WHAT IS EXPECTED:
In the material below, list every line carrying the string "screenshot".

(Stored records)

-=-=-

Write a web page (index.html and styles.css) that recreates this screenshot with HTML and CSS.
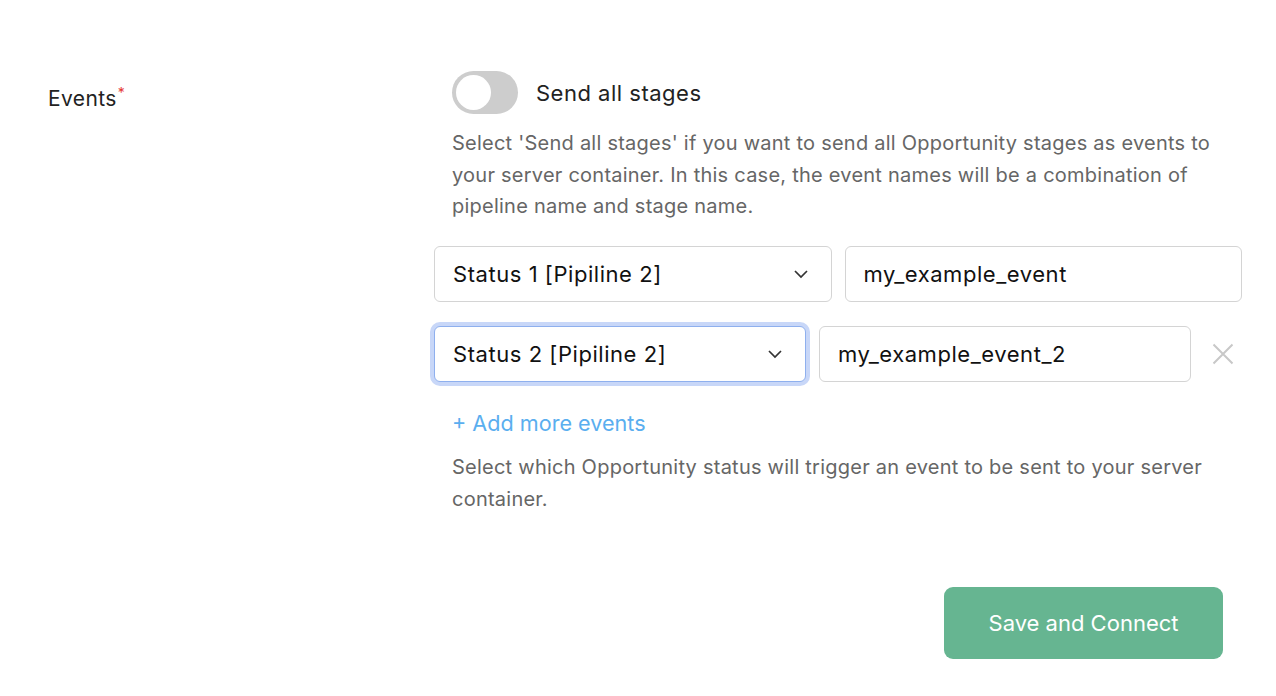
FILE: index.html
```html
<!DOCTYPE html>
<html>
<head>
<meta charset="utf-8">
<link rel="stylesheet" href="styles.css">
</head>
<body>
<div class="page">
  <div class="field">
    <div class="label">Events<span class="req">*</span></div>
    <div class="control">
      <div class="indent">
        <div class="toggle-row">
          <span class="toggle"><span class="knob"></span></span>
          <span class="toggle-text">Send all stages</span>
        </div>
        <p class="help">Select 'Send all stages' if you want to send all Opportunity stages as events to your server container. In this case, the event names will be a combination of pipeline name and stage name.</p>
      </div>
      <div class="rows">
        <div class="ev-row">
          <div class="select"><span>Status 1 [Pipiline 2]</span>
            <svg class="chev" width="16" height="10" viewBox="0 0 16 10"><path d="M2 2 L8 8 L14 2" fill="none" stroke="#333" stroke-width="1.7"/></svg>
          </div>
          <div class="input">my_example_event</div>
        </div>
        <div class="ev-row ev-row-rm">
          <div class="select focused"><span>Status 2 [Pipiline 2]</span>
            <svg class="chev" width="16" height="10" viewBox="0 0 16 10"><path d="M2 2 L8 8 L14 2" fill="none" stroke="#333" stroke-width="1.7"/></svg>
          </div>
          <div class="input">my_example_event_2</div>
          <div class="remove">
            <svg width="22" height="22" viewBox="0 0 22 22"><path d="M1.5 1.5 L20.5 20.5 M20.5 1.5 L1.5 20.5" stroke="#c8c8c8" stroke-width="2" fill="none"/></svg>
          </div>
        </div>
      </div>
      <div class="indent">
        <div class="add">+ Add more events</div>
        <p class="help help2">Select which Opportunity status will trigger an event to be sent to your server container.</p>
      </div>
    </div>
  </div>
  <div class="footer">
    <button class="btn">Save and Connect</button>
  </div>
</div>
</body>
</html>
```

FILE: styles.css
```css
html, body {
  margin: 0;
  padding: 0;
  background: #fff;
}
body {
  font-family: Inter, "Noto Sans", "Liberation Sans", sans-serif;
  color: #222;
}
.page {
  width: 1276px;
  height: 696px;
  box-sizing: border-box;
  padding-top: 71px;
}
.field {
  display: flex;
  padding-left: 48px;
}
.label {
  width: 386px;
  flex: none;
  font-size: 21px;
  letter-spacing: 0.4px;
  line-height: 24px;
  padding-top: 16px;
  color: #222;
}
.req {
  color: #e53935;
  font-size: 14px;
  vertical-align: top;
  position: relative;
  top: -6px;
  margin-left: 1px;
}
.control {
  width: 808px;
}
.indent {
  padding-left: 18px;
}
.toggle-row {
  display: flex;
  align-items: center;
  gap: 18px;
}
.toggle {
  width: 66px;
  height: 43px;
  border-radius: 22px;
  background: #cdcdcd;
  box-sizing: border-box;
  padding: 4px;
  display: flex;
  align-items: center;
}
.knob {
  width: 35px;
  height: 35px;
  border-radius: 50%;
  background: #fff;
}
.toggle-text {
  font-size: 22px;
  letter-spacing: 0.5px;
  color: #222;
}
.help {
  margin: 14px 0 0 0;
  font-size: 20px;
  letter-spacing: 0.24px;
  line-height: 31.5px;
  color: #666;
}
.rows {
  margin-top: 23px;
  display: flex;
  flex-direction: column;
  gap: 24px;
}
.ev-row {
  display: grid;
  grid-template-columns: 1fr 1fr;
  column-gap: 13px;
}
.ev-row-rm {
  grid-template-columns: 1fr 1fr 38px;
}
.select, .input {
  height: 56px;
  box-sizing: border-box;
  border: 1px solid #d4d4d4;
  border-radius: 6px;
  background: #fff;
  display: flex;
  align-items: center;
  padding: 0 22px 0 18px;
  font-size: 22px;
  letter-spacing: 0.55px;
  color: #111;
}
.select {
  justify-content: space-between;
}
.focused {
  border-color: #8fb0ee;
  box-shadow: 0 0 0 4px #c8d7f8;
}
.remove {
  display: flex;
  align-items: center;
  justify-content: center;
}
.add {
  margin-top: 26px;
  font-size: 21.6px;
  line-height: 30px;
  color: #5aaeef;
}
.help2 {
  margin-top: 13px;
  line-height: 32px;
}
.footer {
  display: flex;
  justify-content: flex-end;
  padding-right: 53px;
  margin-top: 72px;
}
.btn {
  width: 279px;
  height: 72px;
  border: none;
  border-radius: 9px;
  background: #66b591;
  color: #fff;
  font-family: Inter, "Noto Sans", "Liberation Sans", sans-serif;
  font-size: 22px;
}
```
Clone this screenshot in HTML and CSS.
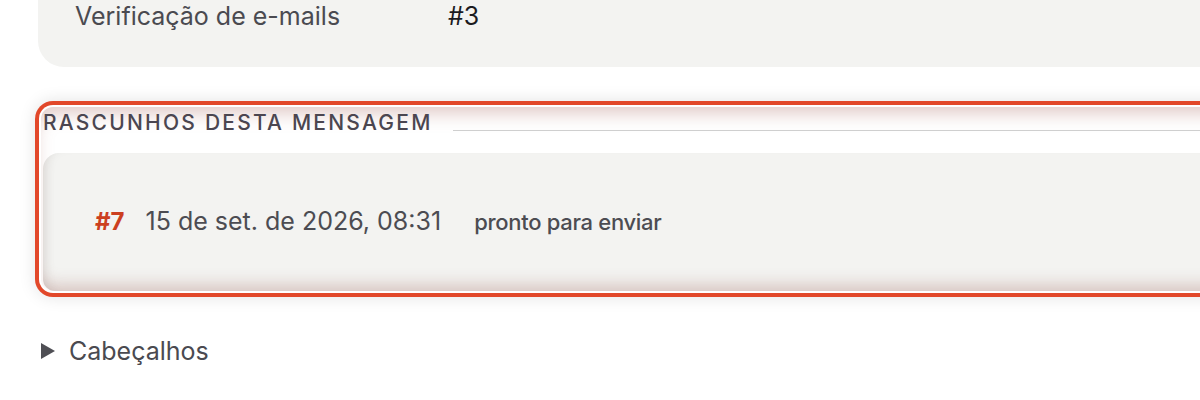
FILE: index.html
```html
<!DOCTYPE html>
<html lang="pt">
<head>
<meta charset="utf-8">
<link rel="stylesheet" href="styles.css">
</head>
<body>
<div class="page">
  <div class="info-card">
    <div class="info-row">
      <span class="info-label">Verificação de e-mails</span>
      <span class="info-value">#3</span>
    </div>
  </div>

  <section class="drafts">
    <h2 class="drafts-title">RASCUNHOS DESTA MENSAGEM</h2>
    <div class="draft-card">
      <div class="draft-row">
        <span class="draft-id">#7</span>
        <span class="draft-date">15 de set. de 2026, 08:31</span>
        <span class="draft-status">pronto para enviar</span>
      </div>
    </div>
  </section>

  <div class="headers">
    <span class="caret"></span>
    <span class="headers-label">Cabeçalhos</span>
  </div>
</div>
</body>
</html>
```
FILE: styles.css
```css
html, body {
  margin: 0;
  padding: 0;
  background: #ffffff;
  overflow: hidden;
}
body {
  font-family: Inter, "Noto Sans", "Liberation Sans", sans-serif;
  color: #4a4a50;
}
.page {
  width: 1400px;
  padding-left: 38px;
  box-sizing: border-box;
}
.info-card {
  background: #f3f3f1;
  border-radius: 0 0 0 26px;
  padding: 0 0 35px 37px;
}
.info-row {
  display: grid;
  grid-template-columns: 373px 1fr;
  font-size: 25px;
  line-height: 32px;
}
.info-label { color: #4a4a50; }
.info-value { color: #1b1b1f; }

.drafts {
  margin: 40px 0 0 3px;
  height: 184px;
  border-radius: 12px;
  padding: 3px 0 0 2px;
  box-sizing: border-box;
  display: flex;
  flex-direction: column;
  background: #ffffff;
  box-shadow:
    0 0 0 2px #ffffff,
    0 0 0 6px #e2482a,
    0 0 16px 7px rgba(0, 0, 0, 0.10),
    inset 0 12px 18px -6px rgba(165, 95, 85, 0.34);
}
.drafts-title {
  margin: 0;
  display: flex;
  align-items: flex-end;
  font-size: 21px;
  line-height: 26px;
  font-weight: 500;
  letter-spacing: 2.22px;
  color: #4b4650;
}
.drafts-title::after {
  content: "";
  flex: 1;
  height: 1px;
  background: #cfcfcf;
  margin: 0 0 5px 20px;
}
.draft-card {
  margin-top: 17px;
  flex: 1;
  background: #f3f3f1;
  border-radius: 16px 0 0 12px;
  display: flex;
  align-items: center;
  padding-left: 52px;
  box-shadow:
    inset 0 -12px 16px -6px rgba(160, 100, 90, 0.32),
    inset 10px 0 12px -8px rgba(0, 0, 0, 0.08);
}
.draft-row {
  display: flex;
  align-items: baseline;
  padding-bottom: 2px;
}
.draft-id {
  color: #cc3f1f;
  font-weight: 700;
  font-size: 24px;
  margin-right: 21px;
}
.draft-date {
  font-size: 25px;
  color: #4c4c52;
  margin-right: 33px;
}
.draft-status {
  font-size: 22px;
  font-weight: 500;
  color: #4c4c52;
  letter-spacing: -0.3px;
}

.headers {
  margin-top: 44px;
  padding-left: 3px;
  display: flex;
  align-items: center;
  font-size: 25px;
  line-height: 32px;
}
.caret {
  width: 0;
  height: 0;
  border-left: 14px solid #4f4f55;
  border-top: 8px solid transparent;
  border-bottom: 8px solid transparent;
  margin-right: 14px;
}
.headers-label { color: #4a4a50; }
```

-=-=-

THE RESULT:
Write a web page (index.html and styles.css) that recreates this screenshot with HTML and CSS.
Clone this screenshot in HTML and CSS.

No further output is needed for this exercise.